- **Problem**: Your task is to locate every line holding the string "React" and to copy each of them.

- **Supplied material**:
********************

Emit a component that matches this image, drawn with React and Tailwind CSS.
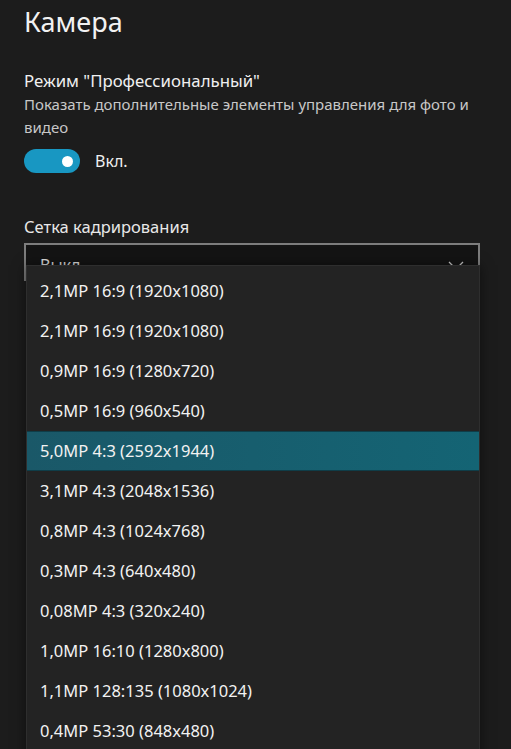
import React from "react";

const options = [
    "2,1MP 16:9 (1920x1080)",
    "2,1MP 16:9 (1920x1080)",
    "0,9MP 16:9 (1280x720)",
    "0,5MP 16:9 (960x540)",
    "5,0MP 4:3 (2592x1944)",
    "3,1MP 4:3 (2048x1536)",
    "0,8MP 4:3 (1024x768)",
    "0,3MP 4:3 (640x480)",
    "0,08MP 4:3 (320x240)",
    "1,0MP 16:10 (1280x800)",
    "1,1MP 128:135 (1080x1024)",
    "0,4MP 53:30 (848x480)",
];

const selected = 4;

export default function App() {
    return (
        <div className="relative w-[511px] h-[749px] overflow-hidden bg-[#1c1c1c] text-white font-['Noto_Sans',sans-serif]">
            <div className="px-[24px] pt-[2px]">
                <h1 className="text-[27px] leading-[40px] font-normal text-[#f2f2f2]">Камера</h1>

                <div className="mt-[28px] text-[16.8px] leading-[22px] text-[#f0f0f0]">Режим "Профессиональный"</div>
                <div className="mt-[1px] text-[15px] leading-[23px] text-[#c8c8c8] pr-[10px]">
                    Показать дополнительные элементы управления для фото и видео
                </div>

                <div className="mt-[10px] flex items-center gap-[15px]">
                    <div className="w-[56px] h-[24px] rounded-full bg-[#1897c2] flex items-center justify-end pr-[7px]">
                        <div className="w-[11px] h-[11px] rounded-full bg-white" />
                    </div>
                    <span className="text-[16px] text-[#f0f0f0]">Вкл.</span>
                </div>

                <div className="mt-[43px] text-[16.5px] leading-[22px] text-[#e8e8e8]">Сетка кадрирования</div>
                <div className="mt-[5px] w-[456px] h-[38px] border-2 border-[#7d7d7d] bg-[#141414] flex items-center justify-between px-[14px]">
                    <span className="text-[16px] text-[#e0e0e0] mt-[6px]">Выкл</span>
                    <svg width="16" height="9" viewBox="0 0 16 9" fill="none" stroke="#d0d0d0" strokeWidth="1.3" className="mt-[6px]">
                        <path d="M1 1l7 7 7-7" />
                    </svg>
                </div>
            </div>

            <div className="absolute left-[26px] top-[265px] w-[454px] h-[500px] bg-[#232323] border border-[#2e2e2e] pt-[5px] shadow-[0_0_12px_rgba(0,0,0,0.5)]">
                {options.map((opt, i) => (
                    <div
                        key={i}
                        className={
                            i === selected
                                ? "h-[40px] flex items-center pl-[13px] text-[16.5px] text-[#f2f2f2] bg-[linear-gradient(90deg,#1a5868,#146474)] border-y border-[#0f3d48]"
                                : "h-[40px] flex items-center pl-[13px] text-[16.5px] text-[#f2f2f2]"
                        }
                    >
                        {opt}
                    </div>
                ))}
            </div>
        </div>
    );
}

********************

- **Solution to this problem**:
Emit a component that matches this image, drawn with React and Tailwind CSS.
import React from "react";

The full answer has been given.